# Experiments for Identifying Buried Water Sites

&nbsp;

### Preparation
I'd like everything to be easily visualizable, so let's work in 2D. Admittedly, this will lower the complexity of possible cavity arrangements, but hopefully will serve as a sufficient sandbox to attempt various approaches to the site-identification problem.



-------------------------------

In [None]:
## imports & configuration

# standard imports
import json

# custom imports
import ipywidgets
import networkx as nx
import numpy as np
import matplotlib.pyplot as plt
import matplotlib.patches
import scipy.optimize
import scipy.spatial
import tqdm.notebook

# inline plots
# %config InlineBackend.figure_formats = ['svg']
%matplotlib notebook

# jupyter theme
try:
    import jupyterthemes as jt
    jt.jtplot.style()
except ImportError:
    pass

-------------------------------

In [None]:
## class to represent drawable matplotlib canvas
class Canvas:
    def __init__(self):
        pass

    def init_figure(self, figsize=(5, 3)):
        self.fig, self.ax = plt.subplots(figsize=figsize)
        for s in ['top','bottom','left','right']:
            self.ax.spines[s].set_linewidth(2)
        self.ax.set_aspect('equal', 'box')
        self.ax.set_xlim(0, 1)
        self.ax.set_ylim(0, 1)
        self.ax.xaxis.set_ticks([])
        self.ax.yaxis.set_ticks([])
        self.fig.tight_layout()

    def draw_circles(self, positions, radii, style=None):
        # set default circle style
        style = style or dict(edgecolor="C0", linewidth=2, fill=None)

        # if radius is a scalar, convert to array
        if isinstance(radii, (int, float)):
            radii = radii*np.ones(len(positions))

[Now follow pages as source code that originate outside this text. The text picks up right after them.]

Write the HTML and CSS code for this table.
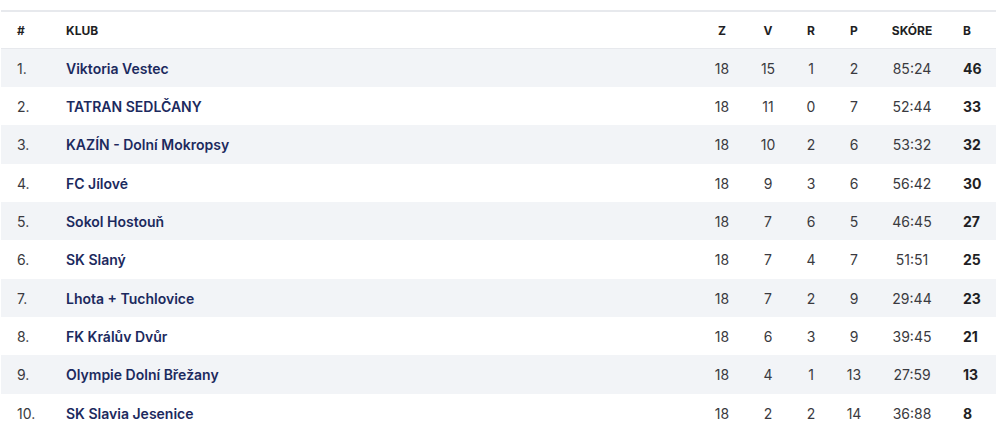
FILE: index.html
```html
<!DOCTYPE html>
<html lang="cs">
<head>
<meta charset="utf-8">
<title>Tabulka</title>
<link rel="stylesheet" href="styles.css">
</head>
<body>
<div class="wrap">
<table class="standings">
  <colgroup>
    <col class="c-pos"><col class="c-club"><col class="c-z"><col class="c-v"><col class="c-r"><col class="c-p"><col class="c-score"><col class="c-pts">
  </colgroup>
  <thead>
    <tr><th class="pos">#</th><th class="club">KLUB</th><th>Z</th><th>V</th><th>R</th><th>P</th><th>SKÓRE</th><th class="pts">B</th></tr>
  </thead>
  <tbody>
    <tr><td class="pos">1.</td><td class="club">Viktoria Vestec</td><td>18</td><td>15</td><td>1</td><td>2</td><td>85:24</td><td class="pts">46</td></tr>
    <tr><td class="pos">2.</td><td class="club">TATRAN SEDLČANY</td><td>18</td><td>11</td><td>0</td><td>7</td><td>52:44</td><td class="pts">33</td></tr>
    <tr><td class="pos">3.</td><td class="club">KAZÍN - Dolní Mokropsy</td><td>18</td><td>10</td><td>2</td><td>6</td><td>53:32</td><td class="pts">32</td></tr>
    <tr><td class="pos">4.</td><td class="club">FC Jílové</td><td>18</td><td>9</td><td>3</td><td>6</td><td>56:42</td><td class="pts">30</td></tr>
    <tr><td class="pos">5.</td><td class="club">Sokol Hostouň</td><td>18</td><td>7</td><td>6</td><td>5</td><td>46:45</td><td class="pts">27</td></tr>
    <tr><td class="pos">6.</td><td class="club">SK Slaný</td><td>18</td><td>7</td><td>4</td><td>7</td><td>51:51</td><td class="pts">25</td></tr>
    <tr><td class="pos">7.</td><td class="club">Lhota + Tuchlovice</td><td>18</td><td>7</td><td>2</td><td>9</td><td>29:44</td><td class="pts">23</td></tr>
    <tr><td class="pos">8.</td><td class="club">FK Králův Dvůr</td><td>18</td><td>6</td><td>3</td><td>9</td><td>39:45</td><td class="pts">21</td></tr>
    <tr><td class="pos">9.</td><td class="club">Olympie Dolní Břežany</td><td>18</td><td>4</td><td>1</td><td>13</td><td>27:59</td><td class="pts">13</td></tr>
    <tr><td class="pos">10.</td><td class="club">SK Slavia Jesenice</td><td>18</td><td>2</td><td>2</td><td>14</td><td>36:88</td><td class="pts">8</td></tr>
  </tbody>
</table>
</div>
</body>
</html>
```
FILE: styles.css
```css
html, body {
  margin: 0;
  padding: 0;
  background: #ffffff;
}
body {
  font-family: Inter, "Noto Sans", "Liberation Sans", sans-serif;
  color: #333;
}
.wrap {
  padding: 10px 4px 0 1px;
}
.standings {
  width: 995px;
  border-collapse: collapse;
  table-layout: fixed;
  border-top: 2px solid #e7e9ed;
}
.c-pos { width: 49px; }
.c-club { width: 650px; }
.c-z { width: 44px; }
.c-v { width: 48px; }
.c-r { width: 38px; }
.c-p { width: 48px; }
.c-score { width: 68px; }
.c-pts { width: 50px; }

.standings th {
  height: 36px;
  font-size: 12px;
  font-weight: 700;
  color: #1f1f24;
  text-align: center;
  padding: 0;
  border-bottom: 1px solid #e7e9ed;
}
.standings td {
  height: 38px;
  padding: 0;
  line-height: 19px;
  font-size: 14px;
  font-weight: 400;
  color: #3a3a40;
  text-align: center;
}
.standings tbody tr:nth-child(3n) td {
  height: 39px;
}
.standings tbody tr:nth-child(odd) td {
  background: #f2f4f7;
}
.standings .pos {
  text-align: left;
  padding-left: 16px;
}
.standings .club {
  text-align: left;
  padding-left: 16px;
}
.standings td.club {
  color: #1c2a5e;
  font-weight: 600;
}
.standings .pts {
  text-align: left;
  padding-left: 17px;
}
.standings td.pts {
  font-weight: 700;
  color: #1f1f24;
}
```
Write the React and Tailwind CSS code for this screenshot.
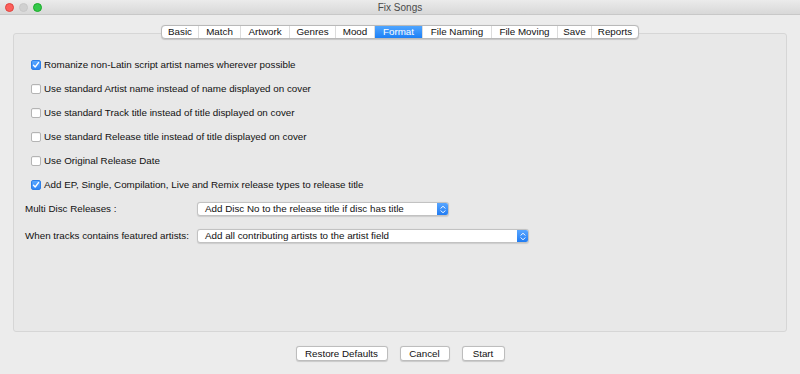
import { useState } from "react";

const TABS = [
  { name: "Basic", w: "w-[36px]" },
  { name: "Match", w: "w-[42px]" },
  { name: "Artwork", w: "w-[49px]" },
  { name: "Genres", w: "w-[46px]" },
  { name: "Mood", w: "w-[39px]" },
  { name: "Format", w: "w-[48px]" },
  { name: "File Naming", w: "w-[69px]" },
  { name: "File Moving", w: "w-[66px]" },
  { name: "Save", w: "w-[34px]" },
  { name: "Reports", w: "w-[47px]" },
];

const OPTIONS = [
  { label: "Romanize non-Latin script artist names wherever possible", on: true },
  { label: "Use standard Artist name instead of name displayed on cover", on: false },
  { label: "Use standard Track title instead of title displayed on cover", on: false },
  { label: "Use standard Release title instead of title displayed on cover", on: false },
  { label: "Use Original Release Date", on: false },
  { label: "Add EP, Single, Compilation, Live and Remix release types to release title", on: true },
];

function Checkbox({ checked, onClick }) {
  if (checked)
    return (
      <span
        onClick={onClick}
        className="flex h-[10px] w-[10px] shrink-0 items-center justify-center rounded-[2px] border border-[#2f7fe6] bg-gradient-to-b from-[#5aa8ff] to-[#2f86f6]"
      >
        <svg width="8" height="8" viewBox="0 0 8 8" fill="none">
          <path d="M1.5 4.2 L3.2 6 L6.5 1.6" stroke="white" strokeWidth="1.4" strokeLinecap="round" strokeLinejoin="round" />
        </svg>
      </span>
    );
  return (
    <span
      onClick={onClick}
      className="h-[10px] w-[10px] shrink-0 rounded-[2px] border border-[#b4b4b4] bg-white shadow-[inset_0_1px_0_rgba(0,0,0,0.05)]"
    />
  );
}

function Select({ value, w }) {
  return (
    <div className={`flex h-[14px] ${w} items-stretch rounded-[3px] border border-[#c2c2c2] bg-white shadow-[0_0.5px_1px_rgba(0,0,0,0.12)]`}>
      <span className="flex-1 truncate pl-[7px] leading-[12px]">{value}</span>
      <span className="flex w-[11px] items-center justify-center rounded-r-[2px] bg-gradient-to-b from-[#58a6ff] to-[#1f7cf3]">
        <svg width="6" height="9" viewBox="0 0 6 9" fill="none">
          <path d="M1 3.2 L3 1.2 L5 3.2 M1 5.8 L3 7.8 L5 5.8" stroke="white" strokeWidth="1" strokeLinecap="round" strokeLinejoin="round" />
        </svg>
      </span>
    </div>
  );
}

export default function App() {
  const [opts, setOpts] = useState(OPTIONS.map((o) => o.on));
  const [tab, setTab] = useState("Format");

  return (
    <div
      className="flex h-[374px] w-[800px] flex-col overflow-hidden bg-[#ececec] text-[9.8px] text-[#111]"
      style={{ fontFamily: '"Liberation Sans", Arial, sans-serif' }}
    >
      {/* Title bar */}
      <div className="flex h-[15px] shrink-0 items-center border-b border-[#c8c8c8] bg-gradient-to-b from-[#ebebeb] to-[#d8d8d8] px-[5px]">
        <div className="flex w-[60px] items-center gap-[5px]">
          <span className="h-[9px] w-[9px] rounded-full border border-[#e0443e] bg-[#fc605c]" />
          <span className="h-[9px] w-[9px] rounded-full border border-[#c8c8c8] bg-[#d0d0d0]" />
          <span className="h-[9px] w-[9px] rounded-full border border-[#1aab29] bg-[#34c84a]" />
        </div>
        <div className="flex-1 text-center text-[10px] text-[#4a4a4a]">Fix Songs</div>
        <div className="w-[60px]" />
      </div>

      <div className="flex flex-1 flex-col px-[13px] pt-[10px]">
        {/* Tabs */}
        <div className="relative z-10 flex justify-center">
          <div className="flex h-[14px] overflow-hidden rounded-[4px] border border-[#b9b9b9] bg-white shadow-[0_0.5px_1px_rgba(0,0,0,0.15)]">
            {TABS.map((t, i) => (
              <button
                key={t.name}
                onClick={() => setTab(t.name)}
                className={`${t.w} flex items-center justify-center leading-none ${
                  i > 0 ? "border-l border-[#dcdcdc]" : ""
                } ${
                  tab === t.name
                    ? "bg-gradient-to-b from-[#4ea5ff] to-[#1b80f6] text-white border-[#1b80f6]"
                    : "text-[#111]"
                }`}
              >
                {t.name}
              </button>
            ))}
          </div>
        </div>

        {/* Panel */}
        <div className="-mt-[6px] flex h-[299px] flex-col rounded-[3px] border border-[#d6d6d6] bg-[#e8e8e8] pl-[11px] pt-[19px]">
          <div className="flex flex-col pl-[6px]">
            {OPTIONS.map((o, i) => (
              <label key={i} className="flex h-[24px] items-center gap-[3px]">
                <Checkbox
                  checked={opts[i]}
                  onClick={() => setOpts(opts.map((v, j) => (j === i ? !v : v)))}
                />
                <span>{o.label}</span>
              </label>
            ))}
          </div>

          <div className="mt-[5px] flex flex-col gap-[13px]">
            <div className="flex h-[14px] items-center">
              <span className="w-[172px]">Multi Disc Releases :</span>
              <Select value="Add Disc No to the release title if disc has title" w="w-[252px]" />
            </div>
            <div className="flex h-[14px] items-center">
              <span className="w-[172px]">When tracks contains featured artists:</span>
              <Select value="Add all contributing artists to the artist field" w="w-[332px]" />
            </div>
          </div>
        </div>

        {/* Buttons */}
        <div className="mt-[14px] flex justify-center gap-[12px]">
          <button className="h-[15px] w-[92px] rounded-[3px] border border-[#bdbdbd] bg-white leading-none shadow-[0_0.5px_1px_rgba(0,0,0,0.15)]">
            Restore Defaults
          </button>
          <button className="h-[15px] w-[50px] rounded-[3px] border border-[#bdbdbd] bg-white leading-none shadow-[0_0.5px_1px_rgba(0,0,0,0.15)]">
            Cancel
          </button>
          <button className="h-[15px] w-[43px] rounded-[3px] border border-[#bdbdbd] bg-white leading-none shadow-[0_0.5px_1px_rgba(0,0,0,0.15)]">
            Start
          </button>
        </div>
      </div>
    </div>
  );
}
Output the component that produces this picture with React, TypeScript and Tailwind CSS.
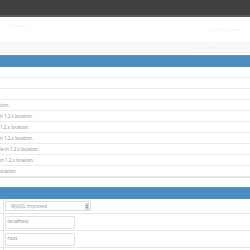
import React from "react";

const rows = ["", "", "", "tion.", "n 1.2.x location.", "1.2.x location.", "n 1.2.x location.", "le in 1.2.x location.", "in 1.2.x location.", "ocation."];

function FieldRow({ h, children }: { h: string; children: React.ReactNode }) {
  return (
    <div className={`flex items-center ${h} border-b border-[#e6e6e6]`}>
      <div className="w-[4px] self-stretch border-r border-[#e6e6e6]" />
      <div className="pl-[1px]">{children}</div>
    </div>
  );
}

export default function App() {
  return (
    <div className="w-[250px] h-[250px] overflow-hidden bg-white font-['Open_Sans',sans-serif] text-[#8a8a8a]">
      <div className="h-[17px] bg-[#404040] border-b-2 border-[#5c5c5c]" />
      <div className="h-[25px] relative text-[4px] text-[#f3f3f3]">
        <span className="absolute left-[10px] top-[6px]">Migration</span>
        <span className="absolute right-[10px] top-[10px]">Joomla upgrade</span>
      </div>
      <div className="h-[11px] bg-[#f9f9f9] border-t border-[#f1f1f1] border-b border-[#e2e2e2] flex items-center justify-end pr-[6px] text-[4px] text-[#eeeeee]">
        Home / Migration / Checks
      </div>
      <div className="h-[2px]" />
      <div className="h-[12px] bg-[#4b8cc3] border-t border-[#5c97c8]" />
      {rows.map((t, i) => (
        <div key={i} className="h-[11px] flex items-center border-b border-[#ebebeb] text-[4.5px] leading-none text-[#8c8c8c] whitespace-nowrap">
          {t}
        </div>
      ))}
      <div className="h-[10px] border-t border-[#dae4ee]" />
      <div className="h-[12px] bg-[#4b8cc3] border-t border-[#5c97c8]" />
      <FieldRow h="h-[15px]">
        <div className="w-[86px] h-[10px] border border-[#dcdcdc] rounded-[1px] flex items-center pl-[5px] pr-[1px] text-[4.5px] text-[#9a9a9a]">
          <span className="flex-1">MySQL Improved</span>
          <div className="w-[4px] h-[7px] bg-[#d8d8d8] flex flex-col items-center justify-center gap-[1px]">
            <div className="w-0 h-0 border-x-[1px] border-x-transparent border-b-[1.5px] border-b-[#555]" />
            <div className="w-0 h-0 border-x-[1px] border-x-transparent border-t-[1.5px] border-t-[#555]" />
          </div>
        </div>
      </FieldRow>
      <FieldRow h="h-[17px]">
        <div className="w-[70px] h-[13px] border border-[#e0e0e0] rounded-[1px] flex items-center pl-[1.5px] text-[5px] text-[#8a8a8a]">localhost</div>
      </FieldRow>
      <FieldRow h="h-[17px]">
        <div className="w-[70px] h-[13px] border border-[#e0e0e0] rounded-[1px] flex items-center pl-[1.5px] text-[5px] text-[#8a8a8a]">root</div>
      </FieldRow>
      <FieldRow h="h-[17px]">
        <div className="w-[70px] h-[13px] border border-[#e0e0e0] rounded-[1px]" />
      </FieldRow>
    </div>
  );
}
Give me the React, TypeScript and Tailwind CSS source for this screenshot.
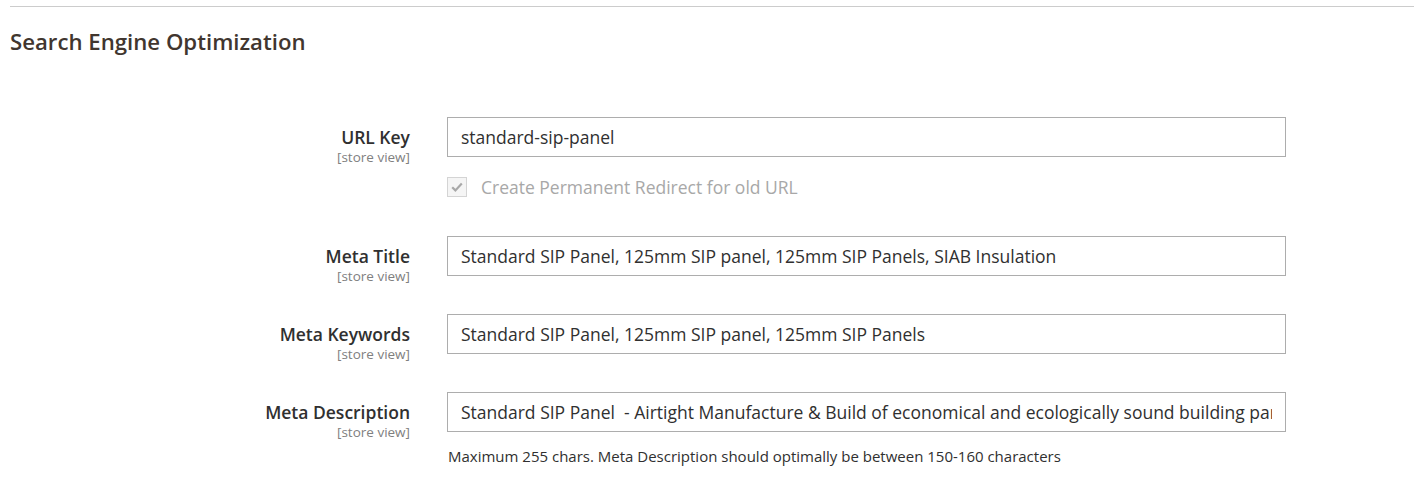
import React from 'react';

type Field = {
  label: string;
  value: string;
};

const fields: Field[] = [
  { label: 'Meta Title', value: 'Standard SIP Panel, 125mm SIP panel, 125mm SIP Panels, SIAB Insulation' },
  { label: 'Meta Keywords', value: 'Standard SIP Panel, 125mm SIP panel, 125mm SIP Panels' },
  {
    label: 'Meta Description',
    value:
      'Standard SIP Panel  - Airtight Manufacture & Build of economical and ecologically sound building panels for walls, roofs and floors',
  },
];

function Label({ text }: { text: string }) {
  // fixed height so the label never pushes the row taller than the input
  return (
    <div className="w-[400px] shrink-0 h-[40px] text-right pt-[10px]">
      <div className="text-[17.5px] leading-[20px] font-semibold text-[#303030]">{text}</div>
      <div className="mt-[2px] text-[13.5px] leading-[16px] text-[#808080]">[store view]</div>
    </div>
  );
}

function TextInput({ value }: { value: string }) {
  return (
    <input
      readOnly
      value={value}
      className="w-full h-[40px] border border-[#adadad] bg-white px-[13px] text-[17.5px] text-[#303030] outline-none font-['Open_Sans',sans-serif]"
    />
  );
}

export default function App() {
  return (
    <div className="min-h-screen bg-white font-['Open_Sans',sans-serif] pl-[10px] pt-[6px]">
      <div className="border-t border-[#cccccc]" />
      <h2 className="mt-[20px] text-[22.2px] leading-[30px] font-semibold text-[#41362f]">
        Search Engine Optimization
      </h2>

      <div className="mt-[60px] flex flex-col">
        {/* URL Key */}
        <div className="flex items-start gap-x-[37px]">
          <Label text="URL Key" />
          <div className="w-[839px]">
            <TextInput value="standard-sip-panel" />
            <div className="mt-[20px] mb-[1px] h-[20px] flex items-center gap-[14px]">
              <div className="w-[20px] h-[20px] border border-[#d4d4d4] bg-[#f5f5f5] flex items-center justify-center">
                <svg width="14" height="14" viewBox="0 0 14 14" fill="none">
                  <path d="M2.2 7.2 L5.4 10.4 L11.8 3.6" stroke="#a8a8a8" strokeWidth="2.2" />
                </svg>
              </div>
              <span className="text-[17.5px] leading-[20px] text-[#a8a8a8]">Create Permanent Redirect for old URL</span>
            </div>
          </div>
        </div>

        {fields.map((f) => (
          <div key={f.label} className="mt-[38px] flex items-start gap-x-[37px]">
            <Label text={f.label} />
            <div className="w-[839px]">
              <TextInput value={f.value} />
              {f.label === 'Meta Description' && (
                <div className="mt-[14px] pl-[1px] text-[15px] leading-[20px] text-[#303030]">
                  Maximum 255 chars. Meta Description should optimally be between 150-160 characters
                </div>
              )}
            </div>
          </div>
        ))}
      </div>
    </div>
  );
}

        # loop through particles
        return [
            self.ax.add_patch(matplotlib.patches.Circle(xy=p, radius=r, **style))
            for i, (p, r) in enumerate(zip(positions, radii))
        ]

In [None]:
## custom slider ipywidget class
class Slider:
    # build widget objects
    def __init__(self, update_method, index_var, **kwargs):
        # play button
        defaults = dict(value=0, min=0, max=99, step=1, interval=1000, disabled=False)
        defaults.update(kwargs)
        self.play = play = ipywidgets.Play(**defaults)

        # make interactive slider
        self.int_slider = ipywidgets.IntSlider(min=play.min, max=play.max, step=play.step, value=play.value)
        self.slider = ipywidgets.interactive(update_method, **{index_var: self.int_slider})

        # link play button to slider value
        ipywidgets.jslink((self.play, 'value'), (self.slider.children[0], 'value'))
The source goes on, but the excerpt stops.